My next poetry work doesn’t have a title. It’s a work in progress, drawing on my life, sense of being in the world and Australia as a woman of colour, a lover of actions beyond words, and just to make sense of this thing we call prejudice. It might include photographs, memoir, metaphor, lyricism, and is inspired by the many poets in the world, who in someway might lead me on my own journey, to understand why I write, where I am going and who I might become if I choose.
June Perkins
So you might ask yourself why do you write? Do you like the idea of it? Do you like the idea of an author? Or do you write to understand to release the tough memories so they dance until they make sense so the transcend you and find their meaning in larger steps to you?
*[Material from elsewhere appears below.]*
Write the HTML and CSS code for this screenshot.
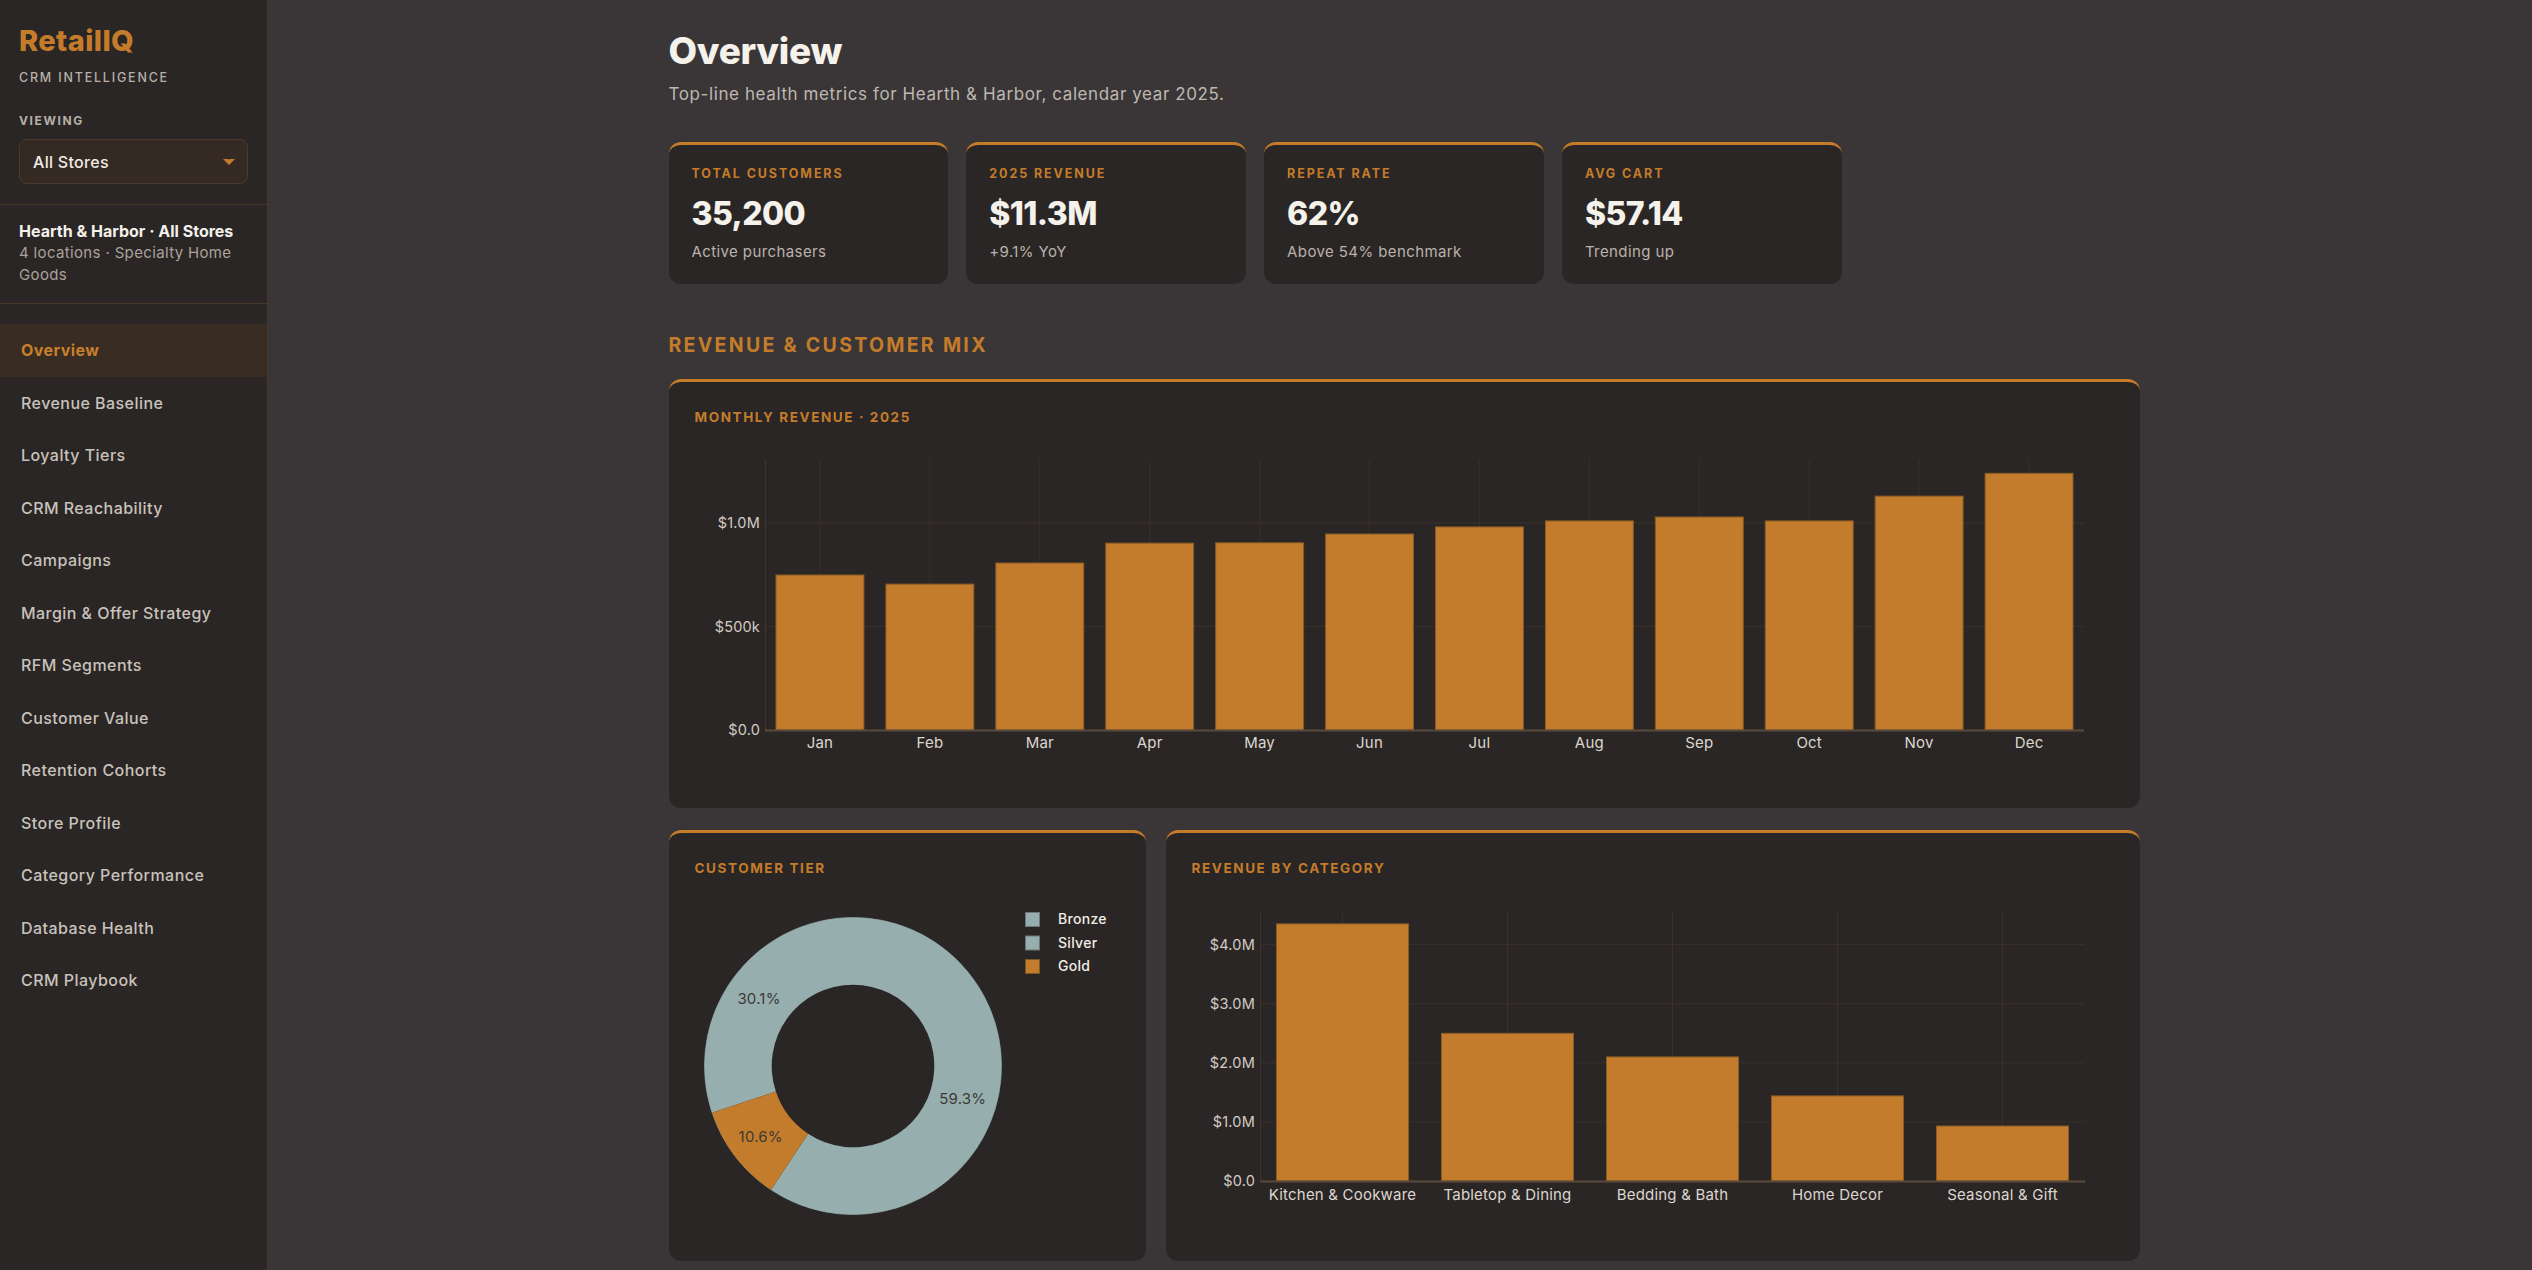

Do you like to show who you are in what you write Or do you hide yourself in there, hoping that one day someone will truly understand the tears that scraped the inside of your lids wanting to break the eyes open to see the boundary lines of privilege smashed in a tango show down or a tap dance solo that made you listen to the rythmns of despair? What is your lonely island? What is it? Why do you want to leave it? What is the place that traps you and says you cannot speak it the unspeakable that happened on that lonely island? Can you take me inside your grief and isolation not as a tourist or an enemy but as a friend to see your lonely island ? By June Perkins - reflection on a mentor session
And so it begins, from a conversation – now study, writing, reflecting, writing, and then again study, writing and reflecting.
And my new friends and teachers are Terrance Hayes, Safia Ellnillo and Claudia Rankine.
What is poetry today? What is my poetry becoming? What do I really want to say? How will I say it?